Ireland’s tourism industry is already facing into 2024 with a certain degree of apprehension. Escalating costs of business allied to significant capacity concerns mean that the year ahead will be a challenging one.
Demand signals may be strong from the key North American visitor, but other markets across Europe and Britain are likely to be much softer.
Cost, capacity, and competitiveness are the three main concerns for Ireland’s tourism industry, the country’s largest indigenous sector and biggest regional employer.
It has been estimated that the combined effect of labour legislation this year will cost Irish businesses a whopping €4bn while capacity crunches.
In this context, the Government must tread very carefully with their impending short-term tourism letting legislation.
A “one-size-fits-all” approach, as currently envisaged, risks denuding the country of self-catering tourism properties at the very time that it needs them the most.
Latest available annual data from the Central Statistics Office shows that 11 million bed nights were spent by tourists in “renting apartments or houses” — this demonstrates the vital importance of the sector to the tourism economy and particularly so to regional Ireland.
As a matter of urgency, the Government must engage openly and constructively with tourism stakeholders in creating a short-term-letting system that is fit for purpose.
It has been welcomed by all in the tourism industry — from large online booking platforms to small property owners — that a register of short-term tourism lettings is coming into effect and is to be managed by Fáilte Ireland.
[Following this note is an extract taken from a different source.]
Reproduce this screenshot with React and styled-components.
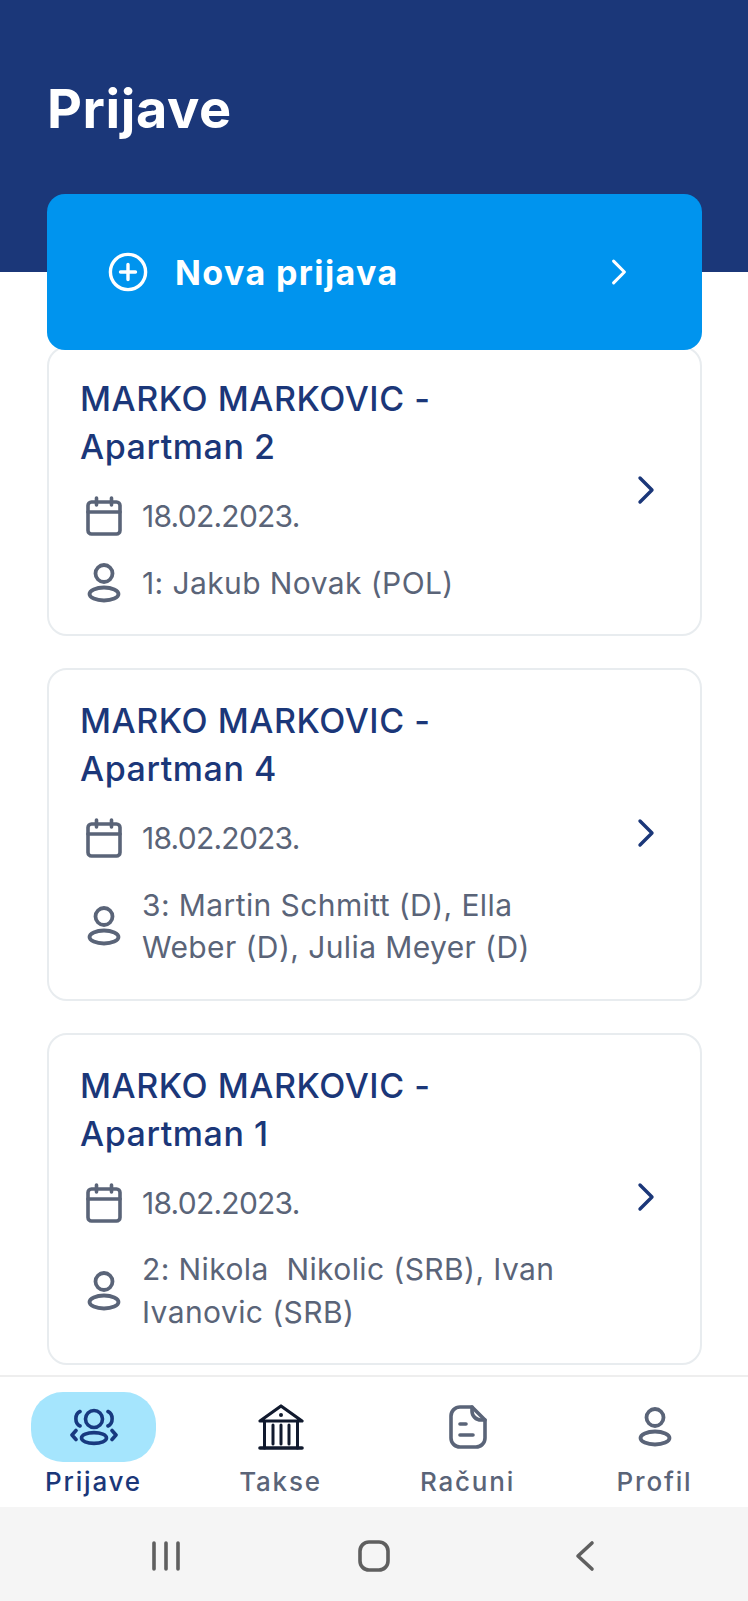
import React from 'react';
import styled, { createGlobalStyle } from 'styled-components';

const colors = {
  navy: '#1b3779',
  blue: '#0094ee',
  gray: '#5a6478',
  border: '#e8ecef',
  pill: '#a5e5fd',
  ink: '#111a2e',
  systemBar: '#f5f5f5',
  systemIcon: '#5f5f5f',
};

const GlobalStyle = createGlobalStyle`
  html, body {
    margin: 0;
    padding: 0;
    background: #fff;
  }

  * {
    box-sizing: border-box;
  }
`;

const Page = styled.div`
  display: flex;
  flex-direction: column;
  width: 748px;
  height: 1601px;
  overflow: hidden;
  font-family: Inter, 'Liberation Sans', sans-serif;
`;

const Header = styled.header`
  background: ${colors.navy};
  height: 272px;
  padding: 73px 47px 0;
  flex-shrink: 0;
`;

const PageTitle = styled.h1`
  color: #fff;
  font-size: 54px;
  font-weight: 700;
  letter-spacing: 0.6px;
  line-height: 72px;
  margin: 0;
`;

const Content = styled.main`
  flex: 1;
  padding: 0 46px 0 47px;
  display: flex;
  flex-direction: column;
  min-height: 0;
`;

const NewButton = styled.a`
  align-items: center;
  background: ${colors.blue};
  border-radius: 18px;
  color: #fff;
  display: flex;
  flex-shrink: 0;
  height: 156px;
  margin: -78px 0 -4px;
  padding: 0 74px 0 61px;
  position: relative;
  z-index: 1;
`;

const NewLabel = styled.span`
  flex: 1;
  font-size: 34px;
  font-weight: 700;
  letter-spacing: 1.4px;
  margin-left: 27px;
`;

const Card = styled.article`
  align-items: center;
  background: #fff;
  border: 2px solid ${colors.border};
  border-radius: 20px;
  display: flex;
  flex-shrink: 0;
  margin-bottom: 32px;
  padding: 27px 44px 30px 31px;
`;

const CardBody = styled.div`
  flex: 1;
  min-width: 0;
`;

const CardTitle = styled.h2`
  color: ${colors.navy};
  font-size: 34px;
  font-weight: 500;
  letter-spacing: 0.55px;
  line-height: 48px;
  margin: 0 0 24px;
  max-width: 400px;
`;

const InfoRow = styled.div`
  align-items: center;
  color: ${colors.gray};
  display: flex;
  font-size: 30px;
  gap: 19px;
  line-height: 42.5px;

  & + & {
    margin-top: 24px;
  }
`;

const InfoIcon = styled.span`
  display: flex;
  flex-shrink: 0;
  justify-content: center;
  margin-left: 5px;
  width: 38px;
`;

const InfoText = styled.span`
  letter-spacing: ${p => p.$spacing}px;
  max-width: 425px;
  white-space: pre-wrap;
`;

const Nav = styled.nav`
  background: #fff;
  border-top: 2px solid #eeeeee;
  display: grid;
  flex-shrink: 0;
  grid-template-columns: repeat(4, 1fr);
  height: 132px;
  padding-top: 15px;
`;

const NavItem = styled.a`
  align-items: center;
  color: ${p => (p.$active ? colors.navy : colors.gray)};
  display: flex;
  flex-direction: column;
  font-size: 26px;
  font-weight: 500;
  letter-spacing: 1.8px;
  line-height: 36px;
`;

const NavIcon = styled.span`
  align-items: center;
  background: ${p => (p.$active ? colors.pill : 'transparent')};
  border-radius: 32px;
  display: flex;
  height: 70px;
  justify-content: center;
  margin-bottom: 2px;
  width: 125px;
`;

const SystemBar = styled.div`
  align-items: center;
  background: ${colors.systemBar};
  display: grid;
  flex: 0 0 94px;
  grid-template-columns: repeat(3, 1fr);
  justify-items: center;
  padding: 3px 62px 0;
`;

const BackIcon = styled.svg`
  margin-left: 6px;
`;

const Chevron = ({ color, w = 20, h = 30, sw = 3.4 }) => (
  <svg width={w} height={h} viewBox="0 0 20 30" fill="none">
    <path d="M4 3l12 12L4 27" stroke={color} strokeWidth={sw} strokeLinecap="round" strokeLinejoin="round" />
  </svg>
);

const PlusCircle = () => (
  <svg width="40" height="40" viewBox="0 0 40 40" fill="none" stroke="#fff" strokeWidth="3.4" strokeLinecap="round">
    <circle cx="20" cy="20" r="17.6" />
    <path d="M20 12.5v15M12.5 20h15" />
  </svg>
);

const CalendarIcon = () => (
  <svg width="36" height="40" viewBox="0 0 36 40" fill="none" stroke={colors.gray} strokeWidth="3.6" strokeLinecap="round" strokeLinejoin="round">
    <rect x="2" y="6" width="32" height="32" rx="3.5" />
    <path d="M2 16h32M10.5 2v7M25.5 2v7" />
  </svg>
);

const UserIcon = ({ color = colors.gray }) => (
  <svg width="34" height="40" viewBox="0 0 34 40" fill="none" stroke={color} strokeWidth="3.8">
    <circle cx="17" cy="10.5" r="8.5" />
    <ellipse cx="17" cy="31" rx="14.5" ry="6.5" />
  </svg>
);

const PeopleIcon = () => (
  <svg width="48" height="38" viewBox="0 0 48 38" fill="none" stroke="#17397f" strokeWidth="3.6" strokeLinecap="round" strokeLinejoin="round">
    <circle cx="24" cy="11" r="8.5" />
    <ellipse cx="24" cy="30" rx="12.5" ry="5.4" />
    <path d="M10 3.5C4.5 6 4.5 15.5 10 18M38 3.5c5.500 2.500 5.500 12 0 14.500M6 22.500L2 27l4 4.500M42 22.500L46 27l-4 4.500" />
  </svg>
);

const BankIcon = () => (
  <svg width="46" height="46" viewBox="0 0 46 46" fill="none" stroke={colors.ink} strokeLinecap="round" strokeLinejoin="round">
    <path d="M2 17L23 2l21 15z" strokeWidth="3.2" />
    <path d="M6.500 18v26M39.500 18v26M15 21v19M23 21v19M31 21v19" strokeWidth="3" />
    <path d="M2 44h42" strokeWidth="3.6" />
    <circle cx="23" cy="11" r="2" fill={colors.ink} stroke="none" />
  </svg>
);

const ReceiptIcon = () => (
  <svg width="38" height="44" viewBox="0 0 38 44" fill="none" stroke={colors.gray} strokeWidth="3.6" strokeLinecap="round" strokeLinejoin="round">
    <path d="M23 2H11a9 9 0 0 0-9 9v22a9 9 0 0 0 9 9h16a9 9 0 0 0 9-9V15z" />
    <path d="M23 2v4a9 9 0 0 0 9 9h4M11 19h6M11 30h13" />
  </svg>
);

const cards = [
  { title: 'MARKO MARKOVIC - Apartman 2', guests: '1: Jakub Novak (POL)' },
  { title: 'MARKO MARKOVIC - Apartman 4', guests: '3: Martin Schmitt (D), Ella Weber (D), Julia Meyer (D)' },
  { title: 'MARKO MARKOVIC - Apartman 1', guests: '2: Nikola  Nikolic (SRB), Ivan Ivanovic (SRB)' },
];

const navItems = [
  { label: 'Prijave', icon: <PeopleIcon />, active: true },
  { label: 'Takse', icon: <BankIcon /> },
  { label: 'Računi', icon: <ReceiptIcon /> },
  { label: 'Profil', icon: <UserIcon /> },
];

const App = () => (
  <Page>
    <GlobalStyle />
    <Header>
      <PageTitle>Prijave</PageTitle>
    </Header>
    <Content>
      <NewButton>
        <PlusCircle />
        <NewLabel>Nova prijava</NewLabel>
        <Chevron color="#fff" w={18} h={30} />
      </NewButton>
      {cards.map(card => (
        <Card key={card.title}>
          <CardBody>
            <CardTitle>{card.title}</CardTitle>
            <InfoRow>
              <InfoIcon><CalendarIcon /></InfoIcon>
              <InfoText $spacing={-0.75}>18.02.2023.</InfoText>
            </InfoRow>
            <InfoRow>
              <InfoIcon><UserIcon /></InfoIcon>
              <InfoText $spacing={0.4}>{card.guests}</InfoText>
            </InfoRow>
          </CardBody>
          <Chevron color={colors.navy} />
        </Card>
      ))}
    </Content>
    <Nav>
      {navItems.map(item => (
        <NavItem key={item.label} $active={item.active}>
          <NavIcon $active={item.active}>{item.icon}</NavIcon>
          {item.label}
        </NavItem>
      ))}
    </Nav>
    <SystemBar>
      <svg width="30" height="32" viewBox="0 0 30 32" stroke={colors.systemIcon} strokeWidth="3.6" strokeLinecap="round">
        <path d="M3 3v26M15 3v26M27 3v26" />
      </svg>
      <svg width="32" height="32" viewBox="0 0 32 32" fill="none" stroke={colors.systemIcon} strokeWidth="3.6">
        <rect x="2" y="2" width="28" height="28" rx="9" />
      </svg>
      <BackIcon width="22" height="32" viewBox="0 0 22 32" fill="none" stroke={colors.systemIcon} strokeWidth="3.6" strokeLinecap="round" strokeLinejoin="round">
        <path d="M18 3L4 16l14 13" />
      </BackIcon>
    </SystemBar>
  </Page>
);

export default App;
This gives transparency and regulation to a sector that for too long has operated in a grey zone.
However, it is the potentially onerous planning conditions required to be on the register that are causing tourism leaders great concern.
After lengthy calls from a frustrated industry, draft guiding principles for planning authorities were finally published by the Department of Housing late last year but they have caused more confusion than clarity for property owners.
It seems that all short-term tourism rental properties will need to apply for planning permission, a new requirement, to continue trading but only planning authorities “in rural locations will be allowed consider if it would be reasonable” to allow for a change of use.
Such vague language immediately set off alarm bells. Discretion by its nature is imprecise and risks clientelism and inconsistent decision making.
And what is a “rural” local authority anyway and does this not imply that planning will not be granted for short term tourism letting in “urban” local authority areas including tourism hotspot cities like Kilkenny, Galway, or Cork?
Government is trying to increase the supply of long-term rental properties to ease the housing crisis, and this is something nobody can argue with.
But at the same time it has committed to getting the balance right between housing and the needs of the tourism sector — it seems currently that the pendulum is set to swing too far away from the latter.
Research shows that many owners that rent their self-catering property out for a few weeks a year are not going to put them on the long-term rental market. Such a policy would devastate tourism towns from Westport to Killarney to Kinsale.
Unless the government takes an open-minded and fact-based approach to the delivery of tourism accommodation services, the potential remains that significant damage will be done to the sector.
We are now only a matter of weeks before legislation is once again introduced in the Oireachtas to set up a registration system for short term lets.
But there is still no clarity as to what’s in store for owners or operators under the new scheme.
Customers are nervous about making bookings beyond this summer and owners are afraid to invest for fear of being forced to cease trading.
That is no way to treat a crucial part of our tourism industry or the families and people working in it.